_Exercise prompt:_
Go through the listing and copy each line with the string "index".

^^^^^^^^

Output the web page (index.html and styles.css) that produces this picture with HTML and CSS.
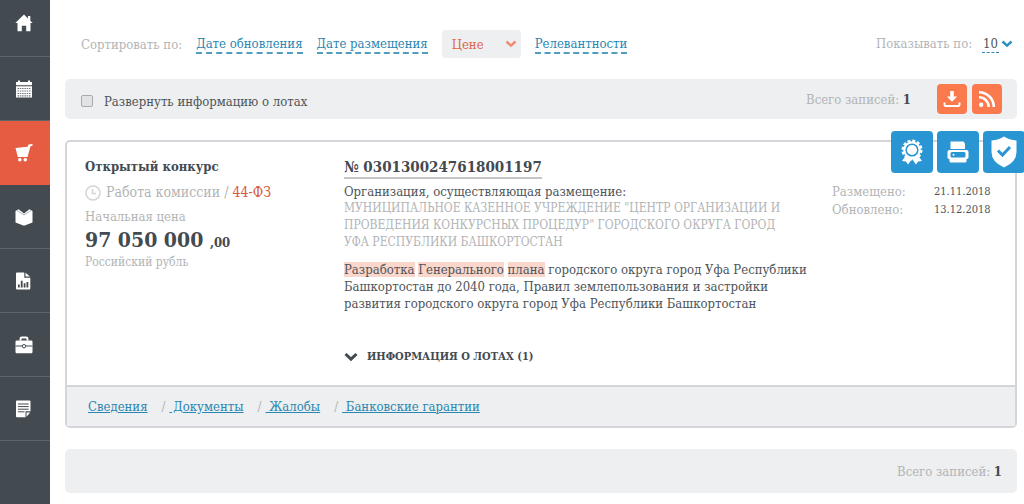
FILE: index.html
```
<!DOCTYPE html>
<html lang="ru">

<head>
    <meta charset="UTF-8">
    <meta name="viewport" content="width=device-width, initial-scale=1.0">
    <title>Закупки</title>
    <link rel="stylesheet" href="styles.css">
</head>

<body>
    <nav class="sidebar">
        <a href="#" aria-label="Главная">
            <svg width="18" height="18" viewBox="0 0 18 18"><path d="M9 0.5L0.3 9h2.2v8.2h4.3v-5.4h4.4v5.4h4.3V9h2.2l-2.4-2.3V2h-2.3v2.4z" fill="#fff"/></svg>
        </a>
        <a href="#" aria-label="Календарь">
            <svg width="18" height="18" viewBox="0 0 18 18">
                <path d="M1 2h2V0.5h2V2h8V0.5h2V2h2v3.300H1z" fill="#fff"/>
                <path d="M1 6.300h16V17.500H1z" fill="#fff"/>
                <path d="M2.500 8.500h13M2.500 11h13M2.500 13.500h13M2.500 15.800h13" stroke="#6f757a" stroke-width="1.200" stroke-dasharray="1.500 0.800"/>
            </svg>
        </a>
        <a href="#" class="active" aria-label="Закупки">
            <svg width="18" height="18" viewBox="0 0 18 18" fill="#fff">
                <path d="M0.500 4L12.700 2.800l0.800-2.200L17.500 0v1.800l-2 0.500-3 10.800H2.800z"/>
                <circle cx="4.800" cy="15.700" r="1.800"/><circle cx="10.300" cy="15.700" r="1.800"/>
            </svg>
        </a>
        <a href="#" aria-label="Справочник">
            <svg width="18" height="18" viewBox="0 0 18 18"><path d="M0.500 3L3.500 1.200 9 5.500l5.500-4.300 3 1.800v11.500L9 17.800 0.500 14.500z" fill="#fff"/><path d="M2 2.500L9 7l7-4.500" fill="none" stroke="#9da1a4" stroke-width="0.800"/></svg>
        </a>
        <a href="#" aria-label="Отчёты">
            <svg width="18" height="18" viewBox="0 0 18 18">
                <path d="M1 1.500Q1 0.500 2 0.500h7.300v5.200h6v10.800q0 1-1 1H2q-1 0-1-1z" fill="#fff"/>
                <path d="M10.500 0.800l4.500 3.700h-4.500z" fill="#fff"/>
                <path d="M3.800 15.500v-3M6.700 15.500V8.800M9.600 15.500v-4.200M12.400 15.500V10" stroke="#434a50" stroke-width="1.800"/>
            </svg>
        </a>
        <a href="#" aria-label="Портфель">
            <svg width="18" height="18" viewBox="0 0 18 18">
                <path d="M5.500 4.500V2.800q0-1.300 1.300-1.300h4.400q1.300 0 1.300 1.300v1.700" fill="none" stroke="#fff" stroke-width="2"/>
                <rect x="0.500" y="4.500" width="17" height="12.700" rx="1.200" fill="#fff"/>
                <path d="M0.500 10h17" stroke="#434a50" stroke-width="1"/>
                <circle cx="9" cy="10.200" r="1.700" fill="#fff" stroke="#434a50"/>
            </svg>
        </a>
        <a href="#" aria-label="Заметки">
            <svg width="18" height="18" viewBox="0 0 18 18">
                <path d="M1 1.300Q1 0.500 2 0.500h12.500q1 0 1 1v9.800h-5v6H2q-1 0-1-1z" fill="#fff"/>
                <path d="M11.500 12.500h3.700l-3.700 4.200z" fill="#fff"/>
                <path d="M3 4h10.700M3 6.600h10.700M3 9.200h10.700M3 11.800h6.500" stroke="#434a50" stroke-width="1"/>
            </svg>
        </a>
    </nav>

    <main class="content">
        <div class="sorting">
            <span class="muted">Сортировать по:</span>
            <a href="#" class="dashed">Дате обновления</a>
            <a href="#" class="dashed">Дате размещения</a>
            <button class="sort-active">Цене
                <svg width="12" height="8" viewBox="0 0 12 8"><path d="M1.500 1.500L6 5.700l4.500-4.200" fill="none" stroke="#f08a72" stroke-width="2.400"/></svg>
            </button>
            <a href="#" class="dashed">Релевантности</a>
            <div class="per-page">
                <span class="muted">Показывать по:</span>
                <button class="count"><span>10</span>
                    <svg width="12" height="8" viewBox="0 0 12 8"><path d="M1.500 1.500L6 5.700l4.500-4.200" fill="none" stroke="#2a8ebf" stroke-width="2.400"/></svg>
                </button>
            </div>
        </div>

        <div class="panel">
            <label class="expand"><input type="checkbox">Развернуть информацию о лотах</label>
            <span class="total">Всего записей: <b>1</b></span>
            <div class="tools">
                <button aria-label="Скачать">
                    <svg width="18" height="18" viewBox="0 0 18 18">
                        <path d="M7.200 1h3.600v5.500h3.400L9 11.800 3.800 6.500h3.400z" fill="#fff"/>
                        <path d="M1.500 12.500v2.300q0 1.200 1.200 1.200h12.600q1.200 0 1.200-1.200v-2.300" fill="none" stroke="#fff" stroke-width="2"/>
                    </svg>
                </button>
                <button aria-label="RSS">
                    <svg width="18" height="18" viewBox="0 0 18 18">
                        <circle cx="3.200" cy="14.800" r="2.200" fill="#fff"/>
                        <path d="M1 7.300a9.700 9.700 0 0 1 9.700 9.700M1 2.200a14.800 14.800 0 0 1 14.800 14.800" fill="none" stroke="#fff" stroke-width="2.600"/>
                    </svg>
                </button>
            </div>
        </div>

        <article class="card">
            <div class="actions">
                <button aria-label="Сертификат">
                    <svg width="26" height="28" viewBox="0 0 26 28">
                        <path d="M8 16l-5 7 4 .6 2 3 4-5.600 4 5.600 2-3 4-.6L18 16z" fill="#fff"/>
                        <circle cx="13" cy="12" r="8.800" fill="#fff"/>
                        <circle cx="13" cy="12" r="9.300" fill="none" stroke="#fff" stroke-width="2.400" stroke-dasharray="3 1.870"/>
                        <circle cx="13" cy="12" r="5.800" fill="#fff" stroke="#2996d3" stroke-width="1.500"/>
                    </svg>
                </button>
                <button aria-label="Печать">
                    <svg width="26" height="28" viewBox="0 0 26 28">
                        <path d="M5.500 3.500h13l1.500 2V11H5.500z" fill="#fff"/>
                        <path d="M4.500 12h17q2 0 2 2v5.500q0 1.500-2 1.500v2q0 1.500-1.500 1.500H6Q4.500 24.500 4.500 23v-2q-2 0-2-1.500V14q0-2 2-2z" fill="#fff"/>
                        <rect x="5.500" y="14" width="15" height="5.500" rx="1.500" fill="#2996d3"/>
                        <circle cx="8.500" cy="16.700" r="1" fill="#fff"/>
                    </svg>
                </button>
                <button aria-label="Проверено">
                    <svg width="26" height="32" viewBox="0 0 26 32">
                        <path d="M13 0.500Q18 4 25.500 4.500V16q0 10-12.500 15.500Q0.500 26 0.500 16V4.500Q8 4 13 0.500z" fill="#fff"/>
                        <path d="M7 14.500l4.500 4.500L19 11" fill="none" stroke="#2996d3" stroke-width="3"/>
                    </svg>
                </button>
            </div>
            <div class="card-body">
                <section class="summary">
                    <h2>Открытый конкурс</h2>
                    <p class="status">
                        <svg width="16" height="16" viewBox="0 0 16 16" fill="none" stroke="#d3d4d5" stroke-width="1.500"><circle cx="8" cy="8" r="7"/><path d="M7.500 4v4.500H11"/></svg>
                        <span>Работа комиссии / <a href="#" class="law">44-ФЗ</a></span>
                    </p>
                    <p class="muted">Начальная цена</p>
                    <p class="price">97 050 000 <small>,00</small></p>
                    <p class="currency">Российский рубль</p>
                </section>
                <section class="details">
                    <h1><a href="#">№ 0301300247618001197</a></h1>
                    <p>Организация, осуществляющая размещение:</p>
                    <p class="customer">МУНИЦИПАЛЬНОЕ КАЗЕННОЕ УЧРЕЖДЕНИЕ "ЦЕНТР ОРГАНИЗАЦИИ И ПРОВЕДЕНИЯ КОНКУРСНЫХ ПРОЦЕДУР" ГОРОДСКОГО ОКРУГА ГОРОД УФА РЕСПУБЛИКИ БАШКОРТОСТАН</p>
                    <p class="subject"><mark>Разработка</mark> <mark>Генерального</mark> <mark>плана</mark> городского округа город Уфа Республики Башкортостан до 2040 года, Правил землепользования и застройки развития городского округа город Уфа Республики Башкортостан</p>
                    <button class="lots">
                        <svg width="14" height="10" viewBox="0 0 14 10"><path d="M1.500 2L7 7.200 12.500 2" fill="none" stroke="#434a50" stroke-width="3"/></svg>
                        ИНФОРМАЦИЯ О ЛОТАХ (1)
                    </button>
                </section>
                <dl class="dates">
                    <dt>Размещено:</dt>
                    <dd>21.11.2018</dd>
                    <dt>Обновлено:</dt>
                    <dd>13.12.2018</dd>
                </dl>
            </div>
            <footer class="card-links">
                <a href="#">Сведения</a>
                <span>/</span>
                <a href="#">&nbsp;Документы</a>
                <span>/</span>
                <a href="#">&nbsp;Жалобы</a>
                <span>/</span>
                <a href="#">&nbsp;Банковские гарантии</a>
            </footer>
        </article>

        <div class="panel panel-bottom">
            <span class="total">Всего записей: <b>1</b></span>
        </div>
    </main>
</body>

</html>
```
FILE: styles.css
```
* {
    box-sizing: border-box;
}

body {
    margin: 0;
    min-height: 100vh;
    display: flex;
    background-color: #fff;
    color: #4d5459;
    font-family: "DejaVu Serif Condensed", "DejaVu Serif", serif;
    font-size: 13px;
    line-height: 17px;
}

h1,
h2,
p,
dl,
dd {
    margin: 0;
}

a {
    color: #2a86b2;
}

button {
    border: none;
    padding: 0;
    background: none;
    color: inherit;
    font: inherit;
    cursor: pointer;
}

svg {
    display: block;
    flex: none;
}

.muted {
    color: #b2b4b6;
}

.sidebar {
    flex: none;
    width: 50px;
    background-color: #434a50;
}

.sidebar a {
    display: flex;
    align-items: center;
    justify-content: center;
    height: 64px;
    padding-right: 2px;
    border-bottom: 1px solid #5d646a;
}

.sidebar a:first-child {
    height: 57px;
    padding-bottom: 10px;
}

.sidebar .active {
    background-color: #e65c43;
    border-color: #e65c43;
}

.content {
    flex: 1;
    min-width: 0;
    padding: 30px 7px 0 15px;
    overflow-x: clip;
}

.sorting {
    display: flex;
    align-items: center;
    gap: 14px;
    height: 28px;
    padding: 0 4px 0 16px;
}

.dashed {
    padding-top: 1px;
    text-decoration: none;
    border-bottom: 2px dashed #4f9dc2;
}

.sort-active {
    display: flex;
    align-items: center;
    justify-content: space-between;
    width: 79px;
    height: 28px;
    padding: 0 4px 0 10px;
    border-radius: 4px;
    background-color: #edeff0;
    color: #e0654c;
}

.per-page {
    display: flex;
    gap: 10px;
    margin-left: auto;
}

.count {
    display: flex;
    align-items: center;
    gap: 2px;
}

.count span {
    padding: 0 1px;
    border-bottom: 1px dashed #2a86b2;
}

.panel {
    display: flex;
    align-items: center;
    height: 40px;
    margin-top: 21px;
    padding: 0 15px;
    border-radius: 5px;
    background-color: #edeff0;
}

.panel-bottom {
    height: 44px;
}

.expand {
    display: flex;
    align-items: center;
    gap: 11px;
    padding: 4px 0 0 1px;
}

.expand input {
    appearance: none;
    width: 12px;
    height: 12px;
    margin: 0;
    border: 1px solid #aaa;
    border-radius: 2px;
    background-color: #e2e3e4;
}

.expand input:checked {
    background-color: #2996d3;
}

.total {
    margin-left: auto;
    color: #b2b4b6;
}

.total b {
    color: #434a50;
}

.tools {
    display: flex;
    gap: 5px;
    margin-left: 26px;
}

.tools button {
    display: flex;
    align-items: center;
    justify-content: center;
    width: 30px;
    height: 30px;
    border-radius: 4px;
    background-color: #fb7a4d;
}

.card {
    position: relative;
    margin-top: 21px;
    border: 2px solid #d3d5db;
    border-radius: 5px;
}

/* buttons hang over the top right corner of the card */
.actions {
    position: absolute;
    top: -11px;
    right: -10px;
    display: flex;
    gap: 4px;
}

.actions button {
    display: flex;
    align-items: center;
    justify-content: center;
    width: 42px;
    height: 42px;
    border-radius: 4px;
    background-color: #2996d3;
}

.card-body {
    display: grid;
    grid-template-columns: 259px 1fr 183px;
    padding: 15px 0 20px 18px;
}

.summary h2 {
    color: #434a50;
    font-size: 13px;
    line-height: 20px;
}

.status {
    display: flex;
    align-items: center;
    gap: 5px;
    margin: 7px 0;
    color: #b2b4b6;
    font-size: 14px;
}

.law {
    color: #d95a43;
    text-decoration: none;
}

.price {
    color: #434a50;
    font-size: 21px;
    line-height: 30px;
    font-weight: bold;
}

.price small {
    font-size: 13px;
}

.currency {
    color: #b2b4b6;
    font-size: 12px;
    line-height: 8px;
}

.details {
    padding-right: 12px;
}

.details h1 {
    margin-bottom: 4px;
    font-size: 15px;
    line-height: 20px;
}

.details h1 a {
    display: inline-block;
    border-bottom: 2px solid #c4c5c7;
    color: #434a50;
    text-decoration: none;
}

.customer {
    padding-right: 20px;
    color: #b2b4b6;
    font-size: 12px;
}

.subject {
    margin-top: 10px;
}

mark {
    background-color: #fbd6cb;
    color: inherit;
}

.lots {
    display: flex;
    align-items: center;
    gap: 9px;
    margin-top: 36px;
    color: #434a50;
    font-size: 11px;
    font-weight: bold;
}

.dates {
    display: grid;
    grid-template-columns: 102px 1fr;
    align-content: start;
    padding-top: 26px;
    line-height: 18px;
}

.dates dt {
    color: #b2b4b6;
}

.dates dd {
    font-size: 11px;
}

.card-links {
    display: flex;
    align-items: center;
    height: 41px;
    padding-left: 21px;
    border-top: 2px solid #d3d5db;
    background-color: #edeff0;
}

.card-links span {
    margin: 0 4px 0 14px;
    color: #b2b4b6;
}
```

^^^^^^^^

_Right answer:_
Output the web page (index.html and styles.css) that produces this picture with HTML and CSS.
FILE: index.html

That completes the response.